Al ser nuestra vida post-adolescente un proceso gradual de sumisión, la madurez se identificará a nuestros ojos con la gravedad, la melancolía, el tono sentencioso y, hasta cierto punto, la actitud derrotista.  "Ese", pensamos, "ha comprendido la naturaleza de su existencia, porque enseña sus cicatrices". Si el mero hecho de ir mostrándolas a los demás ya es sospechoso, da que pensar lo silente que en cambio suele ser la felicidad, las expresiones íntimas de libertad. Aunque en parte lo son por prudencia o piedad, pues aquellos que se sienten esclavizados de un modo u otro no siempre soportan el aire libre... Preferirán que les digan que todo es absurdo y doloroso.

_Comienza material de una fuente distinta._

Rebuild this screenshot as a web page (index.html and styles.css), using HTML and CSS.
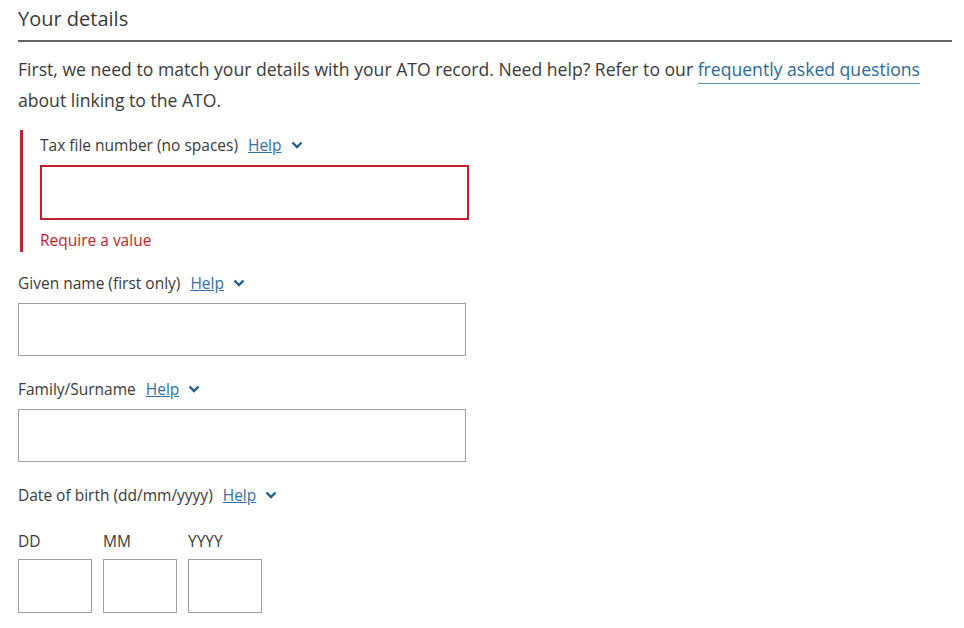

La verdadera madurez no es otra cosa que la prolongación indefinida de la infancia, entendida como la época de la vida en la que priman sin obstáculos la sensibilidad, la curiosidad, la imaginación, el ingenio... lo propiamente humano. Cuanto más se dan en el adulto más rasgos infantiles (re)cobra su personalidad, hasta el punto de que el genio o el santo, los dos seres supremos de la sociedad adulta que lo son de suyo, sin necesidad de rangos, fortunas y otras distinciones extrínsecas,  nunca pierden una incomprensible candidez, cuando no un rechazo directo de una sociedad diseñada para encauzar con el menor daño posible las inclinaciones animales. Y entre la gente corriente, familiar, terrenal, seguimos apreciando estas virtudes cuando se presentan.

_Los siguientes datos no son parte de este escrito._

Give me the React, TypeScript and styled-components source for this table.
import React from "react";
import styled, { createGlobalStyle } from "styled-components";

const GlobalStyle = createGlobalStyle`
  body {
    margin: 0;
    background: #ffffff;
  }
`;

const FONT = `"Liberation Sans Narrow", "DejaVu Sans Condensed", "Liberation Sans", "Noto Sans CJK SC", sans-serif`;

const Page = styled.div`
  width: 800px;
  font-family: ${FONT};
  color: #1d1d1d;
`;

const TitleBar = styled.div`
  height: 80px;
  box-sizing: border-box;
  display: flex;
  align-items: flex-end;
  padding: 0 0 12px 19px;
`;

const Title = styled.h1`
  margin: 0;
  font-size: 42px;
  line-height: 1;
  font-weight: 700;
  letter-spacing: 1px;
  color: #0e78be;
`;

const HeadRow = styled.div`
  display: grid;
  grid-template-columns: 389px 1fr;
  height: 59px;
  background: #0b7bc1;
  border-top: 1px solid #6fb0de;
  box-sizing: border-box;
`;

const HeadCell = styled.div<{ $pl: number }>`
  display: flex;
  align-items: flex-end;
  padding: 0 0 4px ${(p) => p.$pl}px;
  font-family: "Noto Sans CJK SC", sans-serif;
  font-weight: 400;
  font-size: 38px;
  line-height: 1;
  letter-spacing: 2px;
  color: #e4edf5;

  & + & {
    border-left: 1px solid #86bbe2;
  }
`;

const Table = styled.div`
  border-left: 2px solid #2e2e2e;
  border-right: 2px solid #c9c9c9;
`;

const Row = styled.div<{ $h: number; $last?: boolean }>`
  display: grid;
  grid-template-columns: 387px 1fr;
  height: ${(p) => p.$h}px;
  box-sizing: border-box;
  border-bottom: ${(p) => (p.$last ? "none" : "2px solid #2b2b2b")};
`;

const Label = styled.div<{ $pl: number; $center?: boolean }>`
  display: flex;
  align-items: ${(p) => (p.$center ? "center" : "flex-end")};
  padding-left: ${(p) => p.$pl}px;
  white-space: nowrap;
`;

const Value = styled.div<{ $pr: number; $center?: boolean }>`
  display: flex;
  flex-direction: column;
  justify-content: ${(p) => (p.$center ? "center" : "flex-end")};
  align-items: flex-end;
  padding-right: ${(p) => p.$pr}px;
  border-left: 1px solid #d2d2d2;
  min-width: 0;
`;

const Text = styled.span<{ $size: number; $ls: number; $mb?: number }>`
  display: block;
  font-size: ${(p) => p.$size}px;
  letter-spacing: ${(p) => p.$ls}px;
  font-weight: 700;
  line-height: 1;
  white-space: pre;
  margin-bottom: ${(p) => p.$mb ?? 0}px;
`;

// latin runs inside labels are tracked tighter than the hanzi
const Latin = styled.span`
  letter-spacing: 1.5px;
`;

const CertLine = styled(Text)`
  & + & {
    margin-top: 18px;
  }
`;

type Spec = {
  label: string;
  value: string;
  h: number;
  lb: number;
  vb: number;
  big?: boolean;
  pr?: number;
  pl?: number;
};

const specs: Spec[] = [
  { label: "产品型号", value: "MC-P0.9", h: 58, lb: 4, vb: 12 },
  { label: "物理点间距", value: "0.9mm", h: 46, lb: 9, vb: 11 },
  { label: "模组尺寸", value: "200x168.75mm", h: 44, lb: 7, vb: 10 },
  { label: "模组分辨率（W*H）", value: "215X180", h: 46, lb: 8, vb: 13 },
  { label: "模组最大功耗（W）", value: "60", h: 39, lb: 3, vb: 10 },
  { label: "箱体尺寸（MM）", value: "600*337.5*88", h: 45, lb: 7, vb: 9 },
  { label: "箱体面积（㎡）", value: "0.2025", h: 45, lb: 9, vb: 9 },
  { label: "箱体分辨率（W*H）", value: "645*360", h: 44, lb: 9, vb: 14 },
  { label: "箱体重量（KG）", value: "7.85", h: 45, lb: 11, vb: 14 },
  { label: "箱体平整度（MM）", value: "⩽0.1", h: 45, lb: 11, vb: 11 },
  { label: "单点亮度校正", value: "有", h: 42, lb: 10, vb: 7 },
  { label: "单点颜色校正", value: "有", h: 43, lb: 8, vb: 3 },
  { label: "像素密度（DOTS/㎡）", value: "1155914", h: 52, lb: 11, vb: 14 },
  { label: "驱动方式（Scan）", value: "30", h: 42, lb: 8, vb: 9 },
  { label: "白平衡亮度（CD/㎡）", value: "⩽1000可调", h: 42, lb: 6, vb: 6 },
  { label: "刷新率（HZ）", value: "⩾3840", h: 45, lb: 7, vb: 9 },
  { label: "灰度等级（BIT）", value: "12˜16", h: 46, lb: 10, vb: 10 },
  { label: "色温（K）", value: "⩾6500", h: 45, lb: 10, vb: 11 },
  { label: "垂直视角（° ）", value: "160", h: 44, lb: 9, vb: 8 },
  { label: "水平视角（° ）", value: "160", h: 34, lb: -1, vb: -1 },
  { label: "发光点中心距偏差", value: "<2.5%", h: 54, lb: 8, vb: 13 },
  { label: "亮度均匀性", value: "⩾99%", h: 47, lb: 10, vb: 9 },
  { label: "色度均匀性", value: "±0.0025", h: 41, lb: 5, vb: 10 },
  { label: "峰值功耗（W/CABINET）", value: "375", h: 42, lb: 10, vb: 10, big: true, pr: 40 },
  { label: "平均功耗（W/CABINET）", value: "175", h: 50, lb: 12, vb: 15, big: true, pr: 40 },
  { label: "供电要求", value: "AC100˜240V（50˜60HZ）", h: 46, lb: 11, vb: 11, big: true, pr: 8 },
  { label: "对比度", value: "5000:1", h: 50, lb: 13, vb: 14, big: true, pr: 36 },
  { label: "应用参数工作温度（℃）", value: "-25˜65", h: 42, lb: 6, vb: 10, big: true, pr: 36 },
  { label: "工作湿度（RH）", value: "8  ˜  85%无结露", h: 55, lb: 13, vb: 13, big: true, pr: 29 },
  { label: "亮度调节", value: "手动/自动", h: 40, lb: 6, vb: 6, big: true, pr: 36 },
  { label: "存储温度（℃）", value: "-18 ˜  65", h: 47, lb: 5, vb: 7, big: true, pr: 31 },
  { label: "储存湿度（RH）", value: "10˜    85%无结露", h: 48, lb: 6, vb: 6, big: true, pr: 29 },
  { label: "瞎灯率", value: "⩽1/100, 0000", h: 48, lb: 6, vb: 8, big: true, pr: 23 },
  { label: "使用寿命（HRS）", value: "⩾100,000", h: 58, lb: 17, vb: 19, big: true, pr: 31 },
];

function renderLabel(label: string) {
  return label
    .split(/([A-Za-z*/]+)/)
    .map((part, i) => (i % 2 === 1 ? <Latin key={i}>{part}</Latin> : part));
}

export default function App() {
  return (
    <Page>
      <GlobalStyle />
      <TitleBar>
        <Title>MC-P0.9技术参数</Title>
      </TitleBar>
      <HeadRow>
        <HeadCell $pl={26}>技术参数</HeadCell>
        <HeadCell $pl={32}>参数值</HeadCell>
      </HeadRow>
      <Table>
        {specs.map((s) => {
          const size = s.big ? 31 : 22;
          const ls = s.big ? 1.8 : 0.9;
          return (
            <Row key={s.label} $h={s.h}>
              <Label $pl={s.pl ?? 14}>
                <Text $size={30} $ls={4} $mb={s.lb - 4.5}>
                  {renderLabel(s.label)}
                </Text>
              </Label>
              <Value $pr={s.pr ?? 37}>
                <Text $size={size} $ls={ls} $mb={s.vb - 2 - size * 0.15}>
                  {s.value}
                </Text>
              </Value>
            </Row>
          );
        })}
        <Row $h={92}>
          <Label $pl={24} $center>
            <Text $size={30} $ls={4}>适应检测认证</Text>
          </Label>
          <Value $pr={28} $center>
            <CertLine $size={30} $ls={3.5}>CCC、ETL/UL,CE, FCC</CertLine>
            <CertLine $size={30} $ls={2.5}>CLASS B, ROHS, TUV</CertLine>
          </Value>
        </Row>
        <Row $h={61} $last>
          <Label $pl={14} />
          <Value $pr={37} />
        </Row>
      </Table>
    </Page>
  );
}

La felicidad es a la vez la mayor alegría y la mayor miseria de la persona realizada: alegría porque es inmarcesible, miseria por la envidia e incomprensión que puede despertar en los demás, suficiente como para agitar ese oleaje superficial de la personalidad que en ocasiones impide divisar la dicha profunda. El hombre autónomo no se toma demasiado en serio el infierno compartimentado en el que arden alegremente los demás, no porque no se tome nada en serio, sino porque sabe que justamente la actitud del circunspecto, del solemne, del severo, del mojigato, es la burla a la vida, el dar la espalda al universo. El gran chiste.